Before the closing of the border after 9/11, many of the workers that work the upscale Lajitas Resort lived in the town across the river, Paso Lajitas, used to wade across the river every day to come to work. Their families now live in Ojinaga and they commute the 60 miles to work, or they moved to this side of the river. The little shops and restaurants on el otro lado that gave this area a special charm have all closed up, and now there are few folks left in Paso Lajitas. Some of the alternative lifestyle outlaws now work for the resort and are becoming more middle-class and plan on building homes with indoor bathrooms and running water.
During an evening when I was in Terlingua in early April, a visitor (I did not catch his name) to Dave Longs compound at the 248 (a collection of once abandoned one room rock huts without running water)- got worked up in a rabid froth. Smith will use up all of the water in the Santa Elena aquifer sooner or later, and wring the last drops out of the Rio Bravo del Norte (the Rio Grande) if allowed. The Rio Nuevo project and the dreams of T. Boone Pickens are similar delusions. How many dollars must be spent before they realize it makes no sense? Once the water is gone there will be no water left for anybody -- he threw up his hands, and then pointed with both index fingers as he said, What they are doing is criminal! After he ranted and raved for 15 minutes, he got back in his truck to go catch bats or skunks or whatever it was he was researching.
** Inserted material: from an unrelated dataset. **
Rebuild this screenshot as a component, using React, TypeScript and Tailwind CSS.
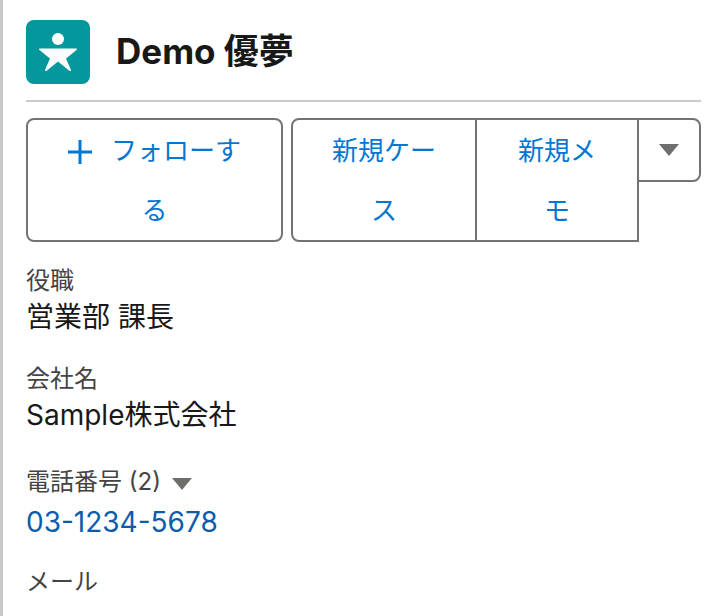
import React from "react";

function Caret({ className }: { className: string }) {
  return (
    <svg viewBox="0 0 20 12" className={className} fill="#706e6b">
      <path d="M0 0h20L10 12z" />
    </svg>
  );
}

function Label({ children }: { children: React.ReactNode }) {
  return <div className="text-[24px] leading-[34px] text-[#444444]">{children}</div>;
}

function Value({ children, link }: { children: React.ReactNode; link?: boolean }) {
  return (
    <div className={`text-[28px] leading-[38px] ${link ? "text-[#0b5cab]" : "text-[#181818]"}`}>{children}</div>
  );
}

export default function App() {
  return (
    <div className="w-[720px] h-[616px] overflow-hidden bg-white border-l-[3px] border-[#c9c9c9] pl-[23px] pr-[19px] font-['Inter','Noto_Sans_CJK_JP',sans-serif]">
      <div className="h-[102px] flex items-start gap-[26px] border-b-2 border-[#c9c9c9] pt-[20px]">
        <div className="w-[64px] h-[64px] rounded-[8px] bg-[#04989c] shrink-0">
          <svg viewBox="0 0 64 64" className="w-[64px] h-[64px]" fill="#fff">
            <circle cx="32" cy="19" r="6" />
            <path d="M13.500 30c-.8-.8-.5-1.500.5-1.500h36c1 0 1.300.7.5 1.500L40 38.500l4.800 11c.5 1.300-.4 1.900-1.500 1.300L32 41.500l-11.300 9.300c-1.100.6-2-.0-1.500-1.300l4.800-11z" />
          </svg>
        </div>
        <div className="text-[35px] leading-[62px] font-bold text-[#181818]">Demo 優夢</div>
      </div>
      <div className="flex items-start mt-[16px] mb-[22px] text-[26px] text-[#0176d3]">
        <div className="w-[257px] h-[124px] border-2 border-[#747474] rounded-[8px] text-center leading-[60px] flex flex-col pt-[1px]">
          <div className="flex justify-center items-center h-[60px] gap-[19px]">
            <svg viewBox="0 0 24 24" className="w-[24px] h-[24px] mt-[1px]" fill="#0176d3"><path d="M10.500 0h3v10.500H24v3H13.500V24h-3V13.500H0v-3h10.500z" /></svg>
            <span>フォローす</span>
          </div>
          <div>る</div>
        </div>
        <div className="ml-[8px] w-[186px] h-[124px] border-2 border-[#747474] rounded-l-[8px] text-center leading-[60px] pt-[1px]">新規ケー<br />ス</div>
        <div className="-ml-[2px] w-[164px] h-[124px] border-2 border-[#747474] text-center leading-[60px] pt-[1px]">新規メ<br />モ</div>
        <div className="-ml-[2px] w-[64px] h-[64px] border-2 border-[#747474] rounded-r-[8px] flex items-center justify-center">
          <Caret className="w-[20px] h-[12px]" />
        </div>
      </div>
      <div className="mb-[26px]">
        <Label>役職</Label>
        <Value>営業部 課長</Value>
      </div>
      <div className="mb-[31px]">
        <Label>会社名</Label>
        <Value>Sample株式会社</Value>
      </div>
      <div className="mb-[24px]">
        <div className="flex items-center gap-[11px] text-[24px] leading-[34px] text-[#444444]">
          <span>電話番号 (2)</span>
          <Caret className="w-[20px] h-[12px] mt-[3px]" />
        </div>
        <div className="mt-[4px]">
          <Value link>03-1234-5678</Value>
        </div>
      </div>
      <Label>メール</Label>
    </div>
  );
}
Dave Long is the naturalist interpreter at the Texas Parks and Wildlifes Barton Warnock Center. His residence is an off hours Grand Central for visiting scientific researchers. Anthropologists, sociologists, bat experts, snake experts, botanists and others are invited to share Laughing Daves blackbean burritos, Clivus Multrum outhouse, five-gallon shower house and are often given a place to throw their bedrolls on the ground.
During a tour of the Arboretum at the Warnock Center the next morning during a Texas Parks and Wildlife sponsored seminar, Joe Sirotnak, Big Bend National Parks botanist/ecologist, spurred us into a discussion of the ecohistory of the region. On the banks of the Rio Grande a person can see retama, salt cedar, Bermuda grass, and tree tobacco everywhere. All four plants were imports to the region over the last 300 years. One of the plants brought to the Lajitas Resort when it was owned by Walter Mischer was buffelgrass, and it, too, has begun spreading into the landscape.
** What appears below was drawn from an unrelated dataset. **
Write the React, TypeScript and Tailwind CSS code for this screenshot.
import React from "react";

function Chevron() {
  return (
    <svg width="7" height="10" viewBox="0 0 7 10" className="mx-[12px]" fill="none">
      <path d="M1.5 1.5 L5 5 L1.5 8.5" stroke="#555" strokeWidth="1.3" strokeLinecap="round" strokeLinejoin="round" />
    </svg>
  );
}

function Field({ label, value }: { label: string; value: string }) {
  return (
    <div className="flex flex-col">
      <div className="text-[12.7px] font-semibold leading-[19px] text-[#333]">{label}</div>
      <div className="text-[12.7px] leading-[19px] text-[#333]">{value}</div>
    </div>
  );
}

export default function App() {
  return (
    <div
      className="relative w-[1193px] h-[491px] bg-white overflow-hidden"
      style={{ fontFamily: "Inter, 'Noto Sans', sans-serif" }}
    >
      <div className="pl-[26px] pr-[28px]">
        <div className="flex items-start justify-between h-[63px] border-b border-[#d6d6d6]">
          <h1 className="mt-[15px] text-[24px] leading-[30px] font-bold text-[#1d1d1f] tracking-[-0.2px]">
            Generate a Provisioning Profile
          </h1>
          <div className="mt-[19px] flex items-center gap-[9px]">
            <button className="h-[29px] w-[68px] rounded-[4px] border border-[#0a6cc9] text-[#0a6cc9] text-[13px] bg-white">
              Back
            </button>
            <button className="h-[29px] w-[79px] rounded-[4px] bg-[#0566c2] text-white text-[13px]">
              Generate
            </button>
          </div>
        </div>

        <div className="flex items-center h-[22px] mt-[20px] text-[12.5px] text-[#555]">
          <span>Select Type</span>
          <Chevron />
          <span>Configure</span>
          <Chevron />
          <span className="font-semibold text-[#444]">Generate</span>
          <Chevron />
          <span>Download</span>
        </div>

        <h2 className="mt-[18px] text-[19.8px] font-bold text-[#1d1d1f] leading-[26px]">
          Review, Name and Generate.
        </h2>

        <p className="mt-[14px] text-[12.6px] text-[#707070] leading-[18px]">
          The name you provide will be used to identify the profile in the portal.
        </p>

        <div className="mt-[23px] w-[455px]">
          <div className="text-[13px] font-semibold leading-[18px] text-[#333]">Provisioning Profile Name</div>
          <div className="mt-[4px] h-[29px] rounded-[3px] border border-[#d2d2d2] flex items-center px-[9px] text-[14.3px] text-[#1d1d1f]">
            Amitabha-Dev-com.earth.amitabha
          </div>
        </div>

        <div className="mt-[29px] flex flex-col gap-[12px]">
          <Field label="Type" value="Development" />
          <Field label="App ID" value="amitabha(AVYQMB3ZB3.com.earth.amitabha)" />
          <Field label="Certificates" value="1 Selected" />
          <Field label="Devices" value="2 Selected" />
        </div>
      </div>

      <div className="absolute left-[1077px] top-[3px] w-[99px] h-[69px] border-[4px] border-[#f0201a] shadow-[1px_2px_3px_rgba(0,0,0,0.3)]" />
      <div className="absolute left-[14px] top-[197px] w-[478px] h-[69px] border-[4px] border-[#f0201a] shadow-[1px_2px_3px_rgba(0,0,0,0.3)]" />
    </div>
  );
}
Mr. Smith has spent an incredible amount of money on the landscaping of the resort since he bought the place. The resorts flower and shrub beds are becoming a show place of drought adaptive plant horticulture. Mr. Sirotnak was concerned that some of more recently introduced species would adapt to the Chihuahuan Desert. We try to remove exotics on the national park property. I do not feel as strongly about plants from the Sonoran or Mojave deserts being used as ornamentals, for the ecological niches they utilize are already filled with natives.
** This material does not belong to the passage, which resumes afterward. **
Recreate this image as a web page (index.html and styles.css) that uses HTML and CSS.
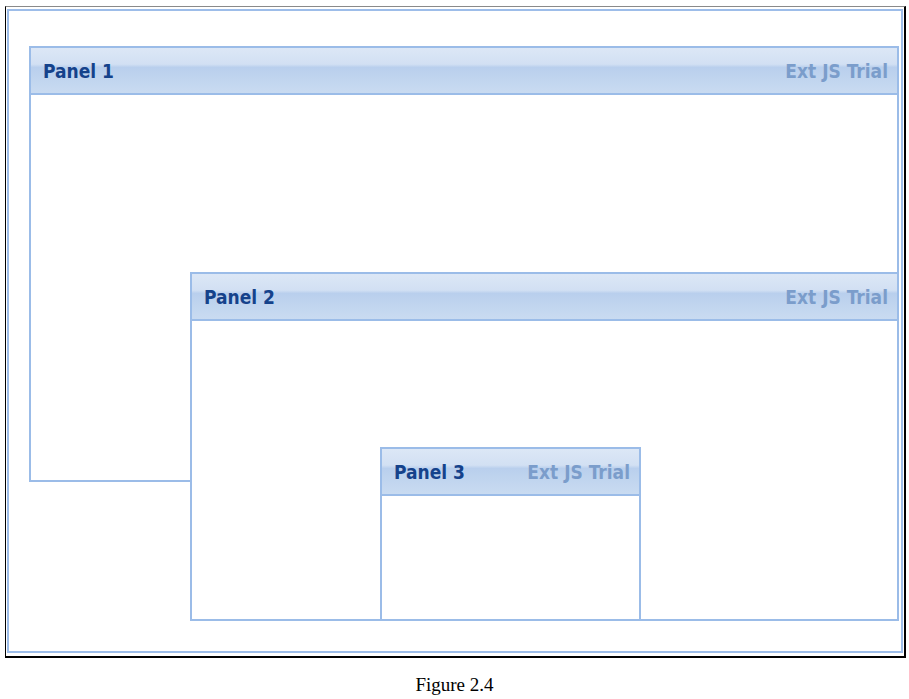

He continued, What about things from other countries? Buffelgrass is from Sub-Sahara Africa, for example, and what it has the potential to do is to give groundcover between the shrubs. This will increase wildfires that will kill the native shrubs. In the west non-native Cheatgrass has caused some serious changes. Wildfires fueled by the cheatgrass are diminishing the saguaros of Arizona and the sagebrush of the Great Basin. Part of my job is to begin the reestablishment of grass in the valley of Tornillo Creek, but with native grass.
Until the 1930s Tornillo Creek had year-around water and cottonwoods, as well as good grasslands. Two major factors are attributed to its decline the drought of that decade, and overgrazing by the landowners as they waited for the national park to be created. Now, except for the last mile (at best), there is no running water, and no cottonwoods, and no grass. The valley is now shrubland or (in places) has no vegetation at all.
Society and landscape are both in a state of flux. Who knows what the future will bring?